• EXERCISE GOAL
Would you write out the listing verbatim and skip every picture in it?

• SOURCE DATA
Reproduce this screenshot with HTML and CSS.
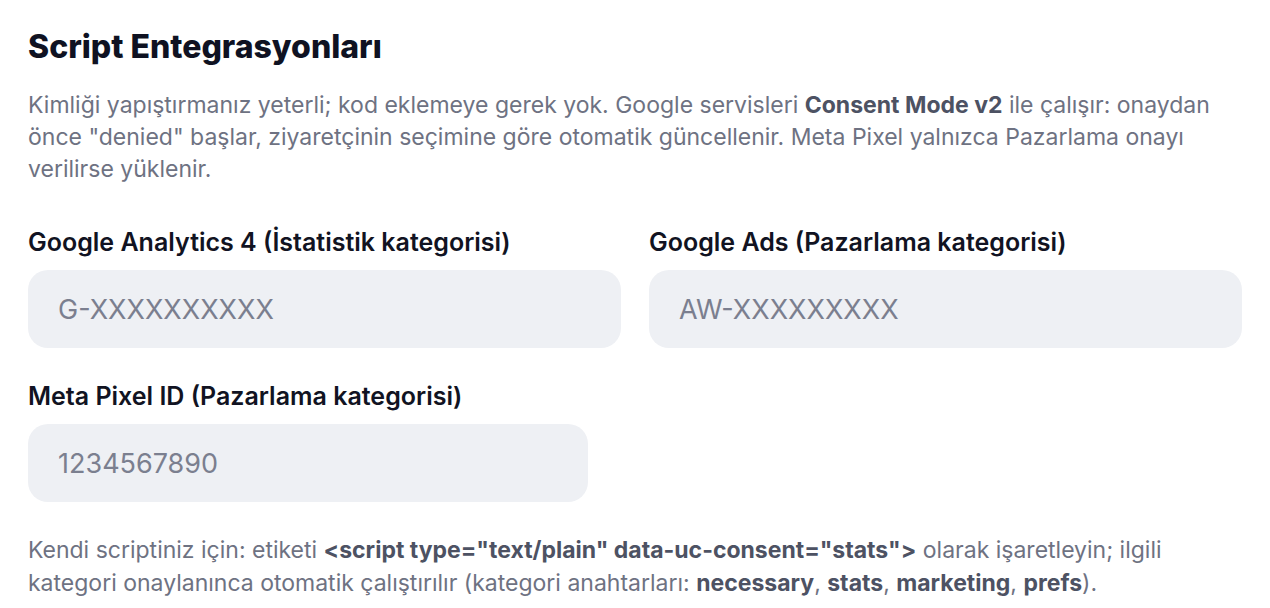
FILE: index.html
```html
<!DOCTYPE html>
<html lang="tr">
<head>
  <meta charset="UTF-8">
  <meta name="viewport" content="width=device-width, initial-scale=1.0">
  <title>Script Entegrasyonları</title>
  <link rel="stylesheet" href="styles.css">
</head>
<body>
  <section class="panel">
    <h2>Script Entegrasyonları</h2>
    <p class="lead">Kimliği yapıştırmanız yeterli; kod eklemeye gerek yok. Google servisleri <b>Consent Mode v2</b> ile çalışır: onaydan önce "denied" başlar, ziyaretçinin seçimine göre otomatik güncellenir. Meta Pixel yalnızca Pazarlama onayı verilirse yüklenir.</p>

    <div class="grid">
      <div class="field">
        <label for="ga4">Google Analytics 4 (İstatistik kategorisi)</label>
        <input type="text" id="ga4" placeholder="G-XXXXXXXXXX">
      </div>
      <div class="field">
        <label for="gads">Google Ads (Pazarlama kategorisi)</label>
        <input type="text" id="gads" placeholder="AW-XXXXXXXXX">
      </div>
    </div>

    <div class="field narrow">
      <label for="pixel">Meta Pixel ID (Pazarlama kategorisi)</label>
      <input type="text" id="pixel" placeholder="1234567890">
    </div>

    <p class="note">Kendi scriptiniz için: etiketi <b>&lt;script type="text/plain" data-uc-consent="stats"&gt;</b> olarak işaretleyin; ilgili kategori onaylanınca otomatik çalıştırılır (kategori anahtarları: <b>necessary</b>, <b>stats</b>, <b>marketing</b>, <b>prefs</b>).</p>
  </section>
</body>
</html>
```

FILE: styles.css
```css
body {
  font-family: Inter, 'Noto Sans', sans-serif;
  color: #111322;
  margin: 0;
  background: #fff;
}
.panel {
  padding: 27px 28px 0;
}
h2 {
  font-size: 32px;
  font-weight: 800;
  line-height: 40px;
  color: #0f1222;
  margin: 0 0 22px;
}
.lead {
  font-size: 23px;
  line-height: 32px;
  color: #6e7282;
  margin: 0 0 41px;
}
.lead b, .note b {
  color: #4d5263;
  font-weight: 700;
}
.grid {
  display: grid;
  grid-template-columns: 1fr 1fr;
  gap: 28px;
}
.field {
  display: flex;
  flex-direction: column;
  gap: 12px;
  margin-bottom: 32px;
}
.field label {
  font-size: 25px;
  font-weight: 600;
  line-height: 32px;
}
.field input[type="text"] {
  height: 78px;
  box-sizing: border-box;
  border: none;
  border-radius: 20px;
  background: #eef0f4;
  padding: 0 30px;
  font-family: inherit;
  font-size: 27px;
  color: #111322;
  outline: none;
}
.field input::placeholder {
  color: #7b7f8f;
}
.narrow {
  width: 560px;
}
.note {
  font-size: 23px;
  line-height: 33px;
  color: #6e7282;
  margin: 0;
}
```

• SOLUTION TO THIS EXERCISE
Reproduce this screenshot with HTML and CSS.
FILE: index.html
```html
<!DOCTYPE html>
<html lang="tr">
<head>
  <meta charset="UTF-8">
  <meta name="viewport" content="width=device-width, initial-scale=1.0">
  <title>Script Entegrasyonları</title>
  <link rel="stylesheet" href="styles.css">
</head>
<body>
  <section class="panel">
    <h2>Script Entegrasyonları</h2>
    <p class="lead">Kimliği yapıştırmanız yeterli; kod eklemeye gerek yok. Google servisleri <b>Consent Mode v2</b> ile çalışır: onaydan önce "denied" başlar, ziyaretçinin seçimine göre otomatik güncellenir. Meta Pixel yalnızca Pazarlama onayı verilirse yüklenir.</p>

    <div class="grid">
      <div class="field">
        <label for="ga4">Google Analytics 4 (İstatistik kategorisi)</label>
        <input type="text" id="ga4" placeholder="G-XXXXXXXXXX">
      </div>
      <div class="field">
        <label for="gads">Google Ads (Pazarlama kategorisi)</label>
        <input type="text" id="gads" placeholder="AW-XXXXXXXXX">
      </div>
    </div>

    <div class="field narrow">
      <label for="pixel">Meta Pixel ID (Pazarlama kategorisi)</label>
      <input type="text" id="pixel" placeholder="1234567890">
    </div>

    <p class="note">Kendi scriptiniz için: etiketi <b>&lt;script type="text/plain" data-uc-consent="stats"&gt;</b> olarak işaretleyin; ilgili kategori onaylanınca otomatik çalıştırılır (kategori anahtarları: <b>necessary</b>, <b>stats</b>, <b>marketing</b>, <b>prefs</b>).</p>
  </section>
</body>
</html>
```

FILE: styles.css
```css
body {
  font-family: Inter, 'Noto Sans', sans-serif;
  color: #111322;
  margin: 0;
  background: #fff;
}
.panel {
  padding: 27px 28px 0;
}
h2 {
  font-size: 32px;
  font-weight: 800;
  line-height: 40px;
  color: #0f1222;
  margin: 0 0 22px;
}
.lead {
  font-size: 23px;
  line-height: 32px;
  color: #6e7282;
  margin: 0 0 41px;
}
.lead b, .note b {
  color: #4d5263;
  font-weight: 700;
}
.grid {
  display: grid;
  grid-template-columns: 1fr 1fr;
  gap: 28px;
}
.field {
  display: flex;
  flex-direction: column;
  gap: 12px;
  margin-bottom: 32px;
}
.field label {
  font-size: 25px;
  font-weight: 600;
  line-height: 32px;
}
.field input[type="text"] {
  height: 78px;
  box-sizing: border-box;
  border: none;
  border-radius: 20px;
  background: #eef0f4;
  padding: 0 30px;
  font-family: inherit;
  font-size: 27px;
  color: #111322;
  outline: none;
}
.field input::placeholder {
  color: #7b7f8f;
}
.narrow {
  width: 560px;
}
.note {
  font-size: 23px;
  line-height: 33px;
  color: #6e7282;
  margin: 0;
}
```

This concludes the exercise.